Though most AA's are lively, lovable and really interesting
persons in normal life, something happens to many of
them at the moment the chairman opens the meeting. Abruptly
they become terrible bores, reciting AA phrases almost
by rote and acting as if they are enduring some sort
of penance until the meeting adjourns. The result is
then a spiritless hour of stagnation which leaves nobody
wiser or stronger.
Boredom
often results because a person represses the way he
really feels about the program, and does not allow his
true feelings to shine through. He is afraid to reveal
himself for the fine, loving, sensitive creature that
he really is or the angry, indignant, sensitive creature
he sometimes is. Instead, he allows the group
to see a faceless robot who mutters dull platitudes
about "how nice it is to be sober" and "how much peace
of mind" he has found and "how grateful" he is to be
here at the meeting. He may be saying what he mistakenly
thinks the group wants to hear, not what he really feels.
This robs his story of the feel of truth and
honesty.
Fortunately,
the battle against boredom is not won by eloquence or
verbal sophistication. Were that the case, few of us
would have a chance. Actually, eloquence and sophistication
have little to do with it.
Often
a member who may never have had experience in speaking
develops a very interesting message, and has lots of
important things to say around a table. It may be that
his voice is poor, his grammar atrocious and some of
his logic quite immature. But people listen, intently.

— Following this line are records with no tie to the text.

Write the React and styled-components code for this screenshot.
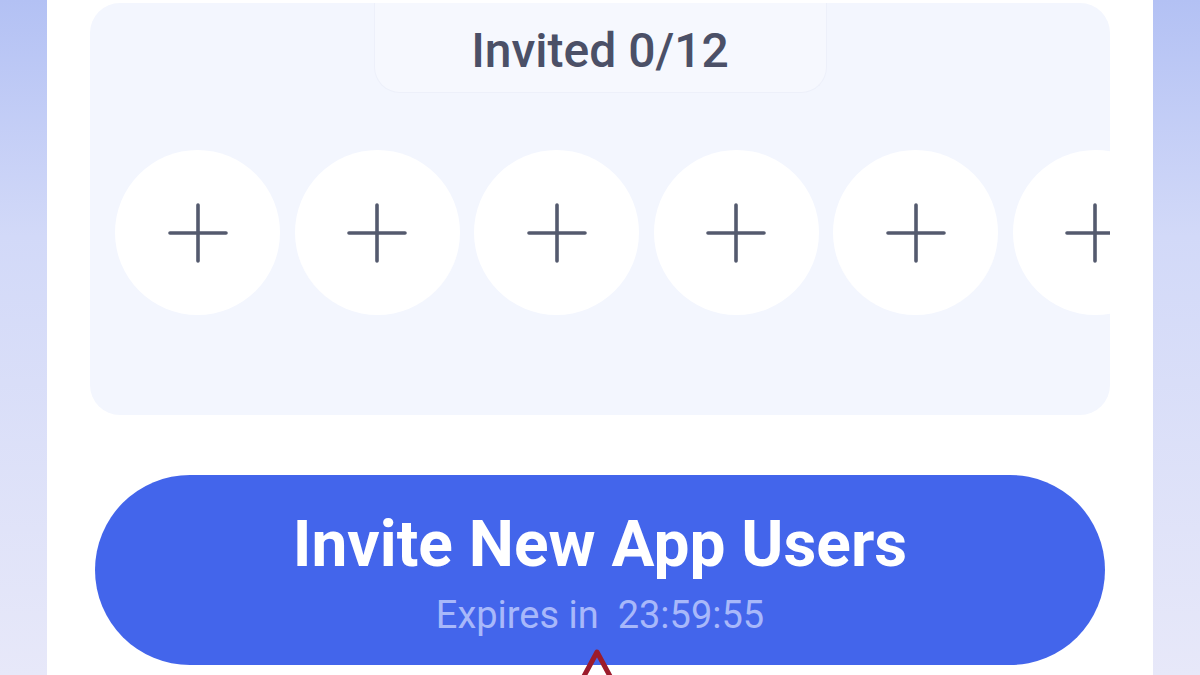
import React from 'react'
import styled, { createGlobalStyle } from 'styled-components'

const GlobalStyle = createGlobalStyle`
  html, body {
    margin: 0;
    padding: 0;
  }
  body {
    font-family: Roboto, "Liberation Sans", sans-serif;
    background: linear-gradient(180deg, #b3c1f4 0%, #d2d9f8 35%, #e7e8f9 100%);
    height: 675px;
    overflow: hidden;
  }
`

const Page = styled.div`
  width: 1200px;
  height: 675px;
  display: flex;
  justify-content: center;
`

const Card = styled.div`
  position: relative;
  width: 1106px;
  height: 675px;
  background: #ffffff;
  padding: 3px 43px 0;
  box-sizing: border-box;
  overflow: hidden;
`

const Panel = styled.div`
  background: #f3f6fe;
  border-radius: 30px;
  height: 412px;
  display: flex;
  flex-direction: column;
  align-items: center;
  overflow: hidden;
`

const Tab = styled.div`
  margin-top: -12px;
  width: 453px;
  height: 102px;
  box-sizing: border-box;
  background: #f6f8fe;
  border: 1.5px solid #edf0fa;
  border-top: none;
  border-radius: 0 0 26px 26px;
  display: flex;
  justify-content: center;
  padding-top: 36px;
  color: #4b5067;
  font-size: 48px;
  font-weight: 500;
  line-height: 1;
`

const SlotRow = styled.div`
  align-self: stretch;
  display: flex;
  gap: 14.5px;
  padding-left: 25px;
  margin-top: 57px;
`

const Slot = styled.div`
  flex: 0 0 165px;
  height: 165px;
  border-radius: 50%;
  background: #ffffff;
  display: flex;
  align-items: center;
  justify-content: center;
`

const InviteButton = styled.div`
  margin: 60px 5px 0;
  height: 190px;
  box-sizing: border-box;
  padding-top: 38px;
  border-radius: 95px;
  background: #4365eb;
  display: flex;
  flex-direction: column;
  align-items: center;
`

const Title = styled.div`
  color: #ffffff;
  font-size: 64px;
  font-weight: 700;
  line-height: 1;
`

const Expires = styled.div`
  color: #a8b8fa;
  font-size: 38px;
  font-weight: 400;
  line-height: 1;
  margin-top: 19px;
  white-space: pre;
`

const Caret = styled.svg`
  position: absolute;
  left: 532px;
  top: 646px;
`

function Plus() {
  return (
    <svg width="60" height="60" viewBox="0 0 60 60">
      <path d="M30 2 V58 M2 30 H58" stroke="#545a6e" strokeWidth="3.6" strokeLinecap="round" fill="none" />
    </svg>
  )
}

export default function App() {
  return (
    <Page>
      <GlobalStyle />
      <Card>
        <Panel>
          <Tab>Invited 0/12</Tab>
          <SlotRow>
            {[0, 1, 2, 3, 4, 5].map(i => (
              <Slot key={i}>
                <Plus />
              </Slot>
            ))}
          </SlotRow>
        </Panel>
        <InviteButton>
          <Title>Invite New App Users</Title>
          <Expires>Expires in  23:59:55</Expires>
        </InviteButton>
        <Caret width="36" height="32" viewBox="0 0 36 32">
          <path d="M4 32 L18 6 L32 32" stroke="#9c1b2b" strokeWidth="5" fill="none" strokeLinejoin="round" />
        </Caret>
      </Card>
    </Page>
  )
}
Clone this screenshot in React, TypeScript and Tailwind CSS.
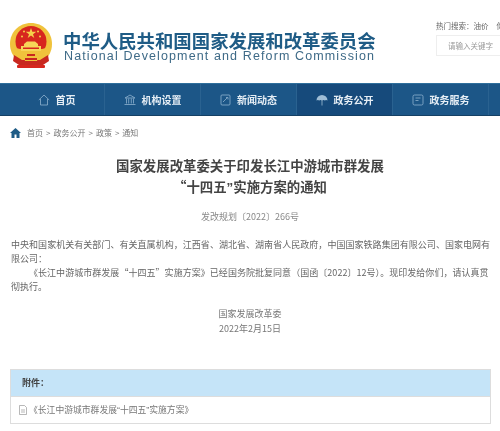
const cjk = { fontFamily: '"Noto Sans CJK SC", "Liberation Sans", sans-serif' };
const latin = { fontFamily: '"Liberation Sans", sans-serif' };

function Emblem() {
  return (
    <svg width="44" height="47" viewBox="0 0 44 47" className="shrink-0">
      <path d="M22 1C10 1 1 10 1 22c0 7 3 12 7 16h28c4-4 7-9 7-16C43 10 34 1 22 1z" fill="#f0c33c" />
      <circle cx="22" cy="19.500" r="15.500" fill="#d7261e" />
      <path d="M7 26c3 7 8 12 15 12s12-5 15-12l-4 1H11z" fill="#f0c33c" />
      <path d="M22 6l1.300 3.800h4l-3.300 2.400 1.300 3.800-3.300-2.400-3.300 2.400 1.300-3.800-3.300-2.400h4z" fill="#f5d04a" />
      <circle cx="15" cy="9.500" r="1" fill="#f5d04a" />
      <circle cx="29" cy="9.500" r="1" fill="#f5d04a" />
      <circle cx="13" cy="14.500" r="1" fill="#f5d04a" />
      <circle cx="31" cy="14.500" r="1" fill="#f5d04a" />
      <path d="M15 24h14v-2l-3-2.500h-8L15 22z" fill="#f7d558" />
      <rect x="12" y="24" width="20" height="5" fill="#f7d558" />
      <rect x="14" y="25.500" width="16" height="1.500" fill="#d7261e" />
      <path d="M5 33l8 5h18l8-5 1 6-6 4H10l-6-4z" fill="#c8281f" />
      <path d="M14 30h16l-2 9H16z" fill="#f0c33c" />
      <path d="M18 32h8v2h-8zM16 36h12v2H16z" fill="#c8281f" />
      <rect x="8" y="43" width="28" height="3" rx="1" fill="#d7261e" />
    </svg>
  );
}

function HomeOutline() {
  return (
    <svg width="12" height="12" viewBox="0 0 12 12" fill="none" stroke="#8fb3cf" strokeWidth="0.8">
      <path d="M0.800 6L6 1l5.200 5M2.500 5v6h7V5" />
    </svg>
  );
}
function BankIcon() {
  return (
    <svg width="12" height="12" viewBox="0 0 12 12" fill="none" stroke="#8fb3cf" strokeWidth="0.8">
      <path d="M1 4l5-3 5 3zM2.500 4.500v5M4.700 4.500v5M7.300 4.500v5M9.500 4.500v5M0.500 10.500h11" />
    </svg>
  );
}
function NewsIcon() {
  return (
    <svg width="11" height="12" viewBox="0 0 11 12" fill="none" stroke="#8fb3cf" strokeWidth="0.8">
      <rect x="1" y="1" width="9" height="10" rx="1" />
      <path d="M3 8l4-4M6 3.500h2v2" />
    </svg>
  );
}
function TreeIcon() {
  return (
    <svg width="12" height="12" viewBox="0 0 12 12" fill="#9fbdd5">
      <path d="M0.500 6.500a5.500 5.500 0 0 1 11 0c-1-.8-1.800-.8-2.700 0-.9-.8-1.900-.8-2.800 0-.9-.8-1.900-.8-2.800 0-.9-.8-1.700-.8-2.700 0z" />
      <rect x="5.600" y="6" width="0.800" height="5.500" />
    </svg>
  );
}
function ServiceIcon() {
  return (
    <svg width="12" height="12" viewBox="0 0 12 12" fill="none" stroke="#8fb3cf" strokeWidth="0.8">
      <rect x="1" y="1" width="10" height="10" rx="1.500" />
      <path d="M3.500 4h5M3.500 6.500h3" />
    </svg>
  );
}

function NavItem({ icon, label, active }: { icon: React.ReactNode; label: string; active?: boolean }) {
  return (
    <div
      className={`flex h-full w-[96px] items-center justify-center gap-[6px] border-r border-[#2a6290] ${
        active ? "bg-[#164a7b]" : ""
      }`}
    >
      {icon}
      <span className="text-[10px] font-bold text-[#e6eef5]">{label}</span>
    </div>
  );
}

export default function App() {
  return (
    <div className="h-[431px] w-[500px] overflow-hidden bg-white blur-[0.5px]" style={cjk}>
      <header className="flex h-[83px]">
        <div className="flex items-start pl-[9px] pt-[22px]">
          <Emblem />
        </div>
        <div className="ml-[10px] w-[320px] shrink-0 pt-[32px]">
          <div className="whitespace-nowrap text-[18.400px] leading-[17px] font-bold text-[#1f5c86]">
            中华人民共和国国家发展和改革委员会
          </div>
          <div
            className="whitespace-nowrap pl-px text-[12.500px] leading-[14px] tracking-[1.120px] text-[#3e6a87]"
            style={latin}
          >
            National Development and Reform Commission
          </div>
        </div>
        <div className="ml-[53px] w-[64px] shrink-0 pt-[20px]">
          <div className="whitespace-nowrap text-[7.500px] leading-[11px] text-[#666]">
            热门搜索：油价<span className="ml-[8px]">你</span>
          </div>
          <div className="mt-[4px] flex h-[21px] items-center border-y border-l border-[#eeeeee] pl-[11px] whitespace-nowrap text-[7.500px] text-[#999]">
            请输入关键字
          </div>
        </div>
      </header>

      <nav className="flex h-[33px] border-t border-b border-t-[#2f6f9c] border-b-[#154064] bg-[#1c5687] pl-[9px]">
        <NavItem icon={<HomeOutline />} label="首页" />
        <NavItem icon={<BankIcon />} label="机构设置" />
        <NavItem icon={<NewsIcon />} label="新闻动态" />
        <NavItem icon={<TreeIcon />} label="政务公开" active />
        <NavItem icon={<ServiceIcon />} label="政务服务" />
      </nav>

      <div className="flex h-[34px] items-center gap-[3px] pl-[10px] text-[8px] text-[#777]">
        <svg width="11" height="10" viewBox="0 0 11 10" fill="#1f5c86" className="mr-[3px]">
          <path d="M5.500 0L0 5h1.500v5h3V6.500h2V10h3V5H11z" />
        </svg>
        <span>首页</span>
        <span>&gt;</span>
        <span>政务公开</span>
        <span>&gt;</span>
        <span>政策</span>
        <span>&gt;</span>
        <span>通知</span>
      </div>

      <main>
        <h1 className="mt-[5px] text-center text-[13.400px] leading-[21px] font-bold text-[#444]">
          国家发展改革委关于印发长江中游城市群发展
          <br />
          “十四五<span style={latin}>”</span>实施方案的通知
        </h1>
        <p className="mt-[12px] text-center text-[9px] leading-[14px] text-[#888]">发改规划〔2022〕266号</p>

        <div className="mt-[14px] pl-[11px] pr-[8px] text-[9px] leading-[14px] tracking-[0.040px] text-[#666]">
          <p>中央和国家机关有关部门、有关直属机构，江西省、湖北省、湖南省人民政府，中国国家铁路集团有限公司、国家电网有限公司：</p>
          <p className="indent-[18px]">《长江中游城市群发展“十四五”实施方案》已经国务院批复同意（国函〔2022〕12号）。现印发给你们，请认真贯彻执行。</p>
        </div>

        <div className="mt-[12px] text-center text-[9px] leading-[15px] text-[#777]">
          <p>国家发展改革委</p>
          <p>2022年2月15日</p>
        </div>

        <section className="mx-[10px] mt-[33px] w-[481px] border border-[#dddddd]">
          <div className="flex h-[26px] items-center bg-[#c5e4f8] pl-[11px] text-[9px] font-bold text-[#444]">附件：</div>
          <div className="flex h-[27px] items-center border-t border-[#dddddd] pl-[8px] text-[8.800px] text-[#777]">
            <svg width="8" height="10" viewBox="0 0 8 10" fill="none" stroke="#999" strokeWidth="0.7" className="mr-[2px]">
              <path d="M0.500 0.500h5l2 2v7h-7zM2 5h4M2 7h4" />
            </svg>
            <span>
              《长江中游城市群发展<span style={latin}>“</span>十四五<span style={latin}>”</span>实施方案》
            </span>
          </div>
        </section>
      </main>
    </div>
  );
}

When he speaks of gratitude, they know that he
means it. When he speaks of happiness, they know
that he has found some of it. And when he states that
he loves his new-found state of sobriety, they are certain
that he speaks from the heart. It is the way he feels,
and the way he expresses his feelings that puts boredom
to rout.
Having
arrived at the conclusion that boring meetings and groups
were caused by boring members, I began to look for some
means of identifying just who these members really were.
Surprisingly, they were the same fellows I have seen
in my own bathroom shaving mirror from time to time.
First
there is Drink-by-Drink Dave! And I don't care
how new in AA you are, you have met him! Dave is a well-meaning
soul, and I love him like a brother, as do all the other
folks at the meeting. But there are some of us who would
rather face the electric chair than hear once more about
all the drinking that Dave did in Panama or in Albuquerque,
or in Los Angeles, or when he was drafted into the Army.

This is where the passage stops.